State officials in Massachusetts are revamping a natural gas initiative blamed for escalating customer bills and encouraging excessive spending on pipeline repairs. The Gas System Enhancement Plan (GSEP), originally designed to incentivize the replacement of leaky pipelines, has faced criticism for lacking cost containment measures. Recent reforms aim to reduce financial burdens on consumers while supporting environmental goals without compromising safety. These changes come amid growing concerns over rising utility costs and the state's commitment to phase out natural gas by mid-century.

Since its launch in 2014, GSEP has seen annual spending increase by approximately 21%, partly due to skyrocketing material and labor costs. This program, which accounts for a significant portion of monthly utility bills, has drawn scrutiny from regulators who argue that utilities have prioritized full pipeline replacements over less expensive fixes. State Senator Mike Barrett highlighted the economic impracticality of investing heavily in infrastructure slated for decommissioning within two decades.

The revised GSEP introduces several key modifications intended to optimize resource allocation. Annual expenditure limits have been imposed, and certain interest fees traditionally passed to customers have been eliminated. Additionally, stricter oversight will ensure that the most critical leaks receive immediate attention. A notable innovation encourages alternatives to traditional pipeline replacements, such as adopting geothermal systems or installing electric heat pumps in homes.

Environmental groups have praised these adjustments, anticipating both immediate and long-term benefits for consumers. According to Larry Chretien of the Green Energy Consumers Alliance, the new approach not only alleviates current financial pressures but also aligns with broader climate objectives. Projections indicate that utility customers could experience up to a 17% reduction in their monthly GSEP surcharges starting this year.
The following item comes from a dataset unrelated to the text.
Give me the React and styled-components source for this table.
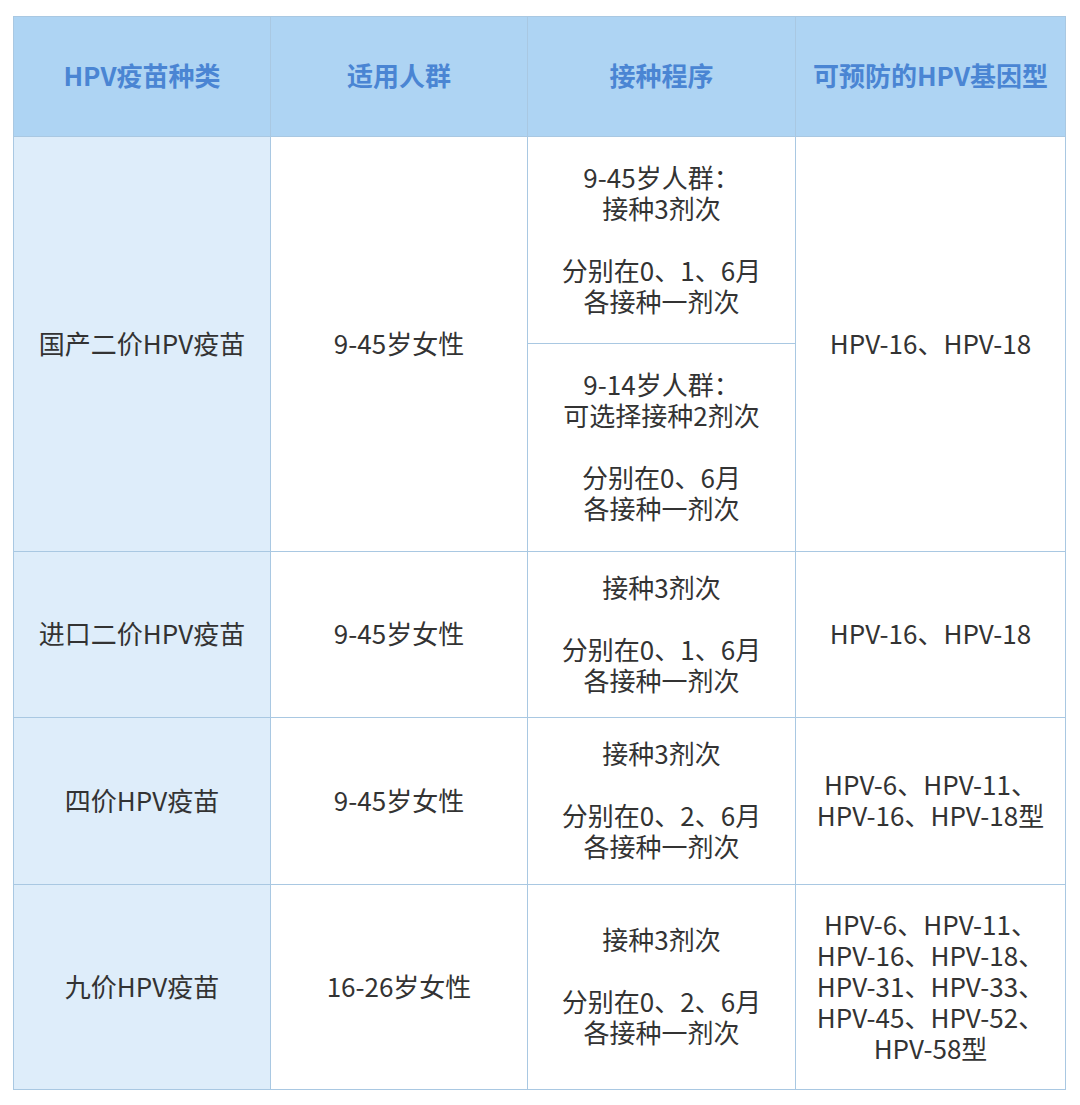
import React from "react";
import styled, { createGlobalStyle } from "styled-components";

const Global = createGlobalStyle`
  html, body { margin: 0; padding: 0; background: #ffffff; }
  body { font-family: "Noto Sans CJK SC", "Noto Sans", sans-serif; }
`;

const Page = styled.div`
  padding: 16px 0 0 13px;
  width: 1080px;
  height: 1105px;
  box-sizing: border-box;
`;

const Grid = styled.div`
  display: grid;
  grid-template-columns: 256px 256px 267px 269px;
  grid-template-rows: 119px 206px 207px 165px 166px 204px;
  gap: 1px;
  padding: 1px;
  width: max-content;
  background: #a9c8e2;
`;

const HeadCell = styled.div`
  display: flex;
  align-items: center;
  justify-content: center;
  padding-bottom: 4px;
  background: #aed4f3;
  color: #4a85d3;
  font-size: 26px;
  font-weight: 700;
  line-height: 31px;
  text-align: center;
`;

const Cell = styled.div`
  display: flex;
  align-items: center;
  justify-content: center;
  padding-bottom: 4px;
  text-align: center;
  white-space: pre-line;
  font-size: 26px;
  line-height: 31px;
  color: #333333;
  background: ${(p) => (p.$first ? "#deedfa" : "#ffffff")};
  grid-row: ${(p) => (p.$span ? `span ${p.$span}` : "auto")};
`;

const headers = ["HPV疫苗种类", "适用人群", "接种程序", "可预防的HPV基因型"];

const rows = [
  {
    name: "国产二价HPV疫苗",
    who: "9-45岁女性",
    schedule: [
      "9-45岁人群：\n接种3剂次\n\n分别在0、1、6月\n各接种一剂次",
      "9-14岁人群：\n可选择接种2剂次\n\n分别在0、6月\n各接种一剂次",
    ],
    types: "HPV-16、HPV-18",
  },
  {
    name: "进口二价HPV疫苗",
    who: "9-45岁女性",
    schedule: ["接种3剂次\n\n分别在0、1、6月\n各接种一剂次"],
    types: "HPV-16、HPV-18",
  },
  {
    name: "四价HPV疫苗",
    who: "9-45岁女性",
    schedule: ["接种3剂次\n\n分别在0、2、6月\n各接种一剂次"],
    types: "HPV-6、HPV-11、\nHPV-16、HPV-18型",
  },
  {
    name: "九价HPV疫苗",
    who: "16-26岁女性",
    schedule: ["接种3剂次\n\n分别在0、2、6月\n各接种一剂次"],
    types:
      "HPV-6、HPV-11、\nHPV-16、HPV-18、\nHPV-31、HPV-33、\nHPV-45、HPV-52、\nHPV-58型",
  },
];

export default function App() {
  return (
    <Page>
      <Global />
      <Grid>
        {headers.map((h) => (
          <HeadCell key={h}>{h}</HeadCell>
        ))}
        {rows.map((r) => {
          const span = r.schedule.length;
          return (
            <React.Fragment key={r.name}>
              <Cell $first $span={span}>{r.name}</Cell>
              <Cell $span={span}>{r.who}</Cell>
              <Cell>{r.schedule[0]}</Cell>
              <Cell $span={span}>{r.types}</Cell>
              {r.schedule.slice(1).map((s, i) => (
                <Cell key={i}>{s}</Cell>
              ))}
            </React.Fragment>
          );
        })}
      </Grid>
    </Page>
  );
}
Economist Dorie Seavey emphasized the importance of these reforms, warning that without them, ratepayers might face exorbitant costs extending into the next century. As Massachusetts transitions toward sustainable energy solutions like heat pumps, minimizing investments in outdated gas infrastructure becomes crucial. For those interested in local impacts, the nonprofit HEET provides maps detailing reported gas leaks and related projects across the state.

Through these strategic revisions, Massachusetts aims to strike a balance between maintaining safe, efficient energy systems and fostering a sustainable future. By addressing both fiscal and environmental concerns, the state sets an example for others grappling with similar challenges in their own utility programs.